Saturday, March 28, 2009

Radical Realignment, take III

Rather than getting too depressed about the NCAA tournament (we made the sweet 16, after all, and that’s not so bad), I’m going to post my latest, and most impractical, take on rearranging college football. This one is what I thought of a few weeks ago, prompted by a blog post that hypothesized a 64-team NCAA football tournament. I wondered how to actually do it, and came to the conclusion that you needed to cut the regular season down to ten games (not 12, or especially 12 + a conference championship game) to make room for six rounds of playoffs. With the pretty much standard (except in the Big East and Pac 10) eight conference games, that would only leave two non-conference games, and that’s not enough.

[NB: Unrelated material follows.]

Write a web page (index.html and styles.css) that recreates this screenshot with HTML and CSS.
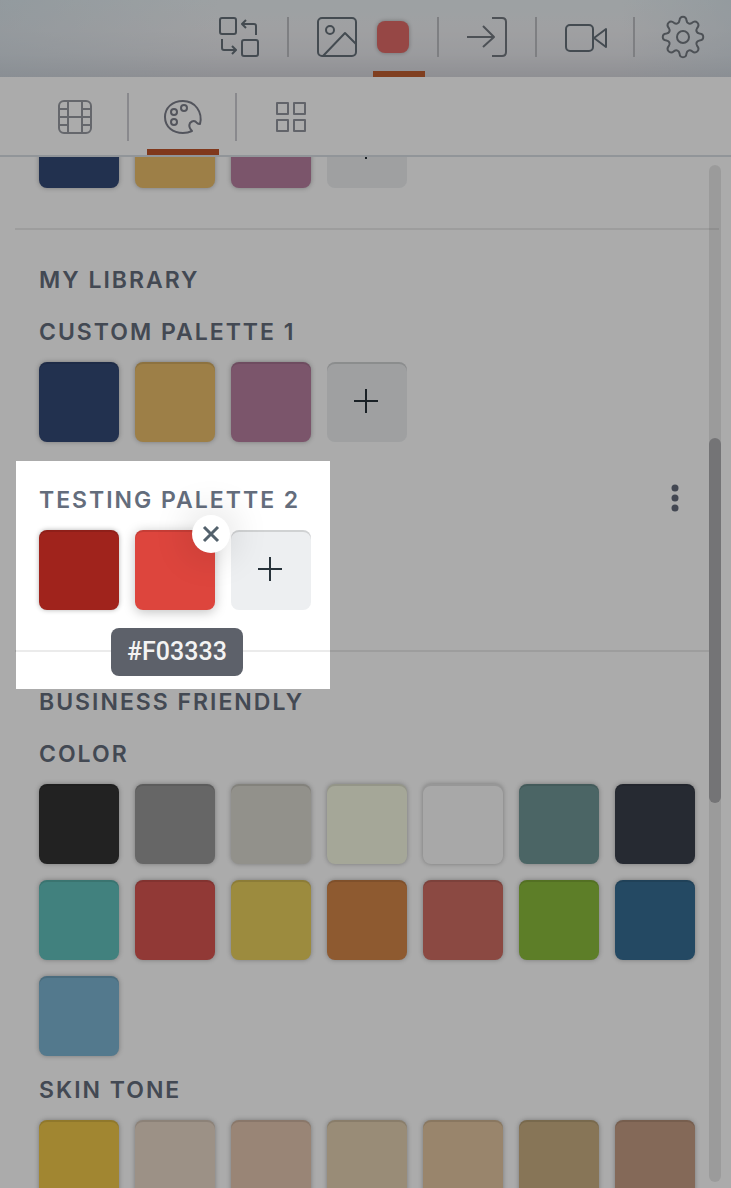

And no matter what the Big Ten does, a system that allows ties between teams that have never played is a problem anyway. So I figured let’s create 15 eight-team conferences. Like both of my previous plans, I’m largely keeping the ‘BCS/non-BCS’ split intact here, with 9 conferences made up of teams that are presently in BCS conferences, have played in BCS bowls, or have been in the top 15 recently (plus a pair of stragglers). And this time I’m going to explain a bit more about how I put them together, in the order that I did it.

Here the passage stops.